(Working data):
_ _ _ _ _ _ _
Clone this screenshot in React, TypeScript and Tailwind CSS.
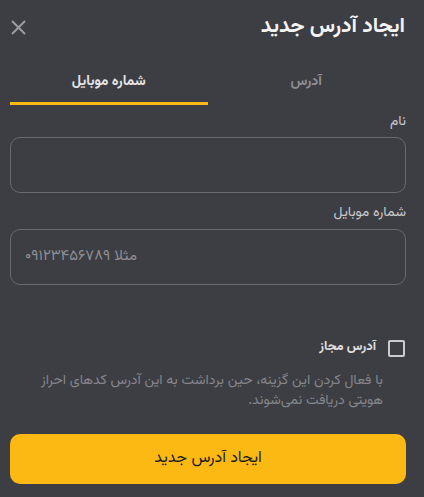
_ _ _ _ _ _ _
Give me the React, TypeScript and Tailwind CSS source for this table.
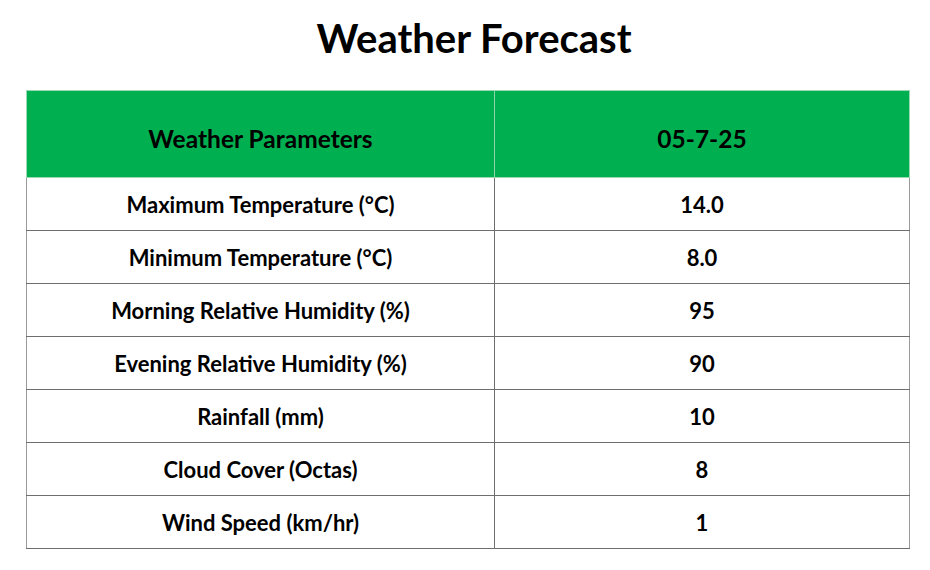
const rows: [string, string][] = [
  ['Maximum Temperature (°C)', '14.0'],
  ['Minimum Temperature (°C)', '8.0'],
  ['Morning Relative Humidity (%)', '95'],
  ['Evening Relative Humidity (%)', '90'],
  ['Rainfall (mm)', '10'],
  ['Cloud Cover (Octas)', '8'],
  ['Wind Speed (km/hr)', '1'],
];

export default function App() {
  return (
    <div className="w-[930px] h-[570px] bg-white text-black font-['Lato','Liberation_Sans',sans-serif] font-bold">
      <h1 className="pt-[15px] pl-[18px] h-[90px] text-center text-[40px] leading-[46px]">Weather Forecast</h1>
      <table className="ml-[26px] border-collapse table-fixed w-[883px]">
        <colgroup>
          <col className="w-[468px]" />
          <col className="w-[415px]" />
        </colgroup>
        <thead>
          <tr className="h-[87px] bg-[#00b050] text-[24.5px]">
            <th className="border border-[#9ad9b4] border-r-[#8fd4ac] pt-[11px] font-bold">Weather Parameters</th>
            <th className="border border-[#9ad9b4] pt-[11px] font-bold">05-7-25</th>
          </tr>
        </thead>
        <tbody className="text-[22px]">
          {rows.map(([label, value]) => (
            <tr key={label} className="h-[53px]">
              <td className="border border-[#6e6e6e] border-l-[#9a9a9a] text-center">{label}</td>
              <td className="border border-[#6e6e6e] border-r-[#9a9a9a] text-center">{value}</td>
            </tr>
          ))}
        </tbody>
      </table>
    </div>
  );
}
_ _ _ _ _ _ _
(Aim of the exercise):
Scan the records above for the string "React", then report every line that contains it.

(The response):
Clone this screenshot in React, TypeScript and Tailwind CSS.
Give me the React, TypeScript and Tailwind CSS source for this table.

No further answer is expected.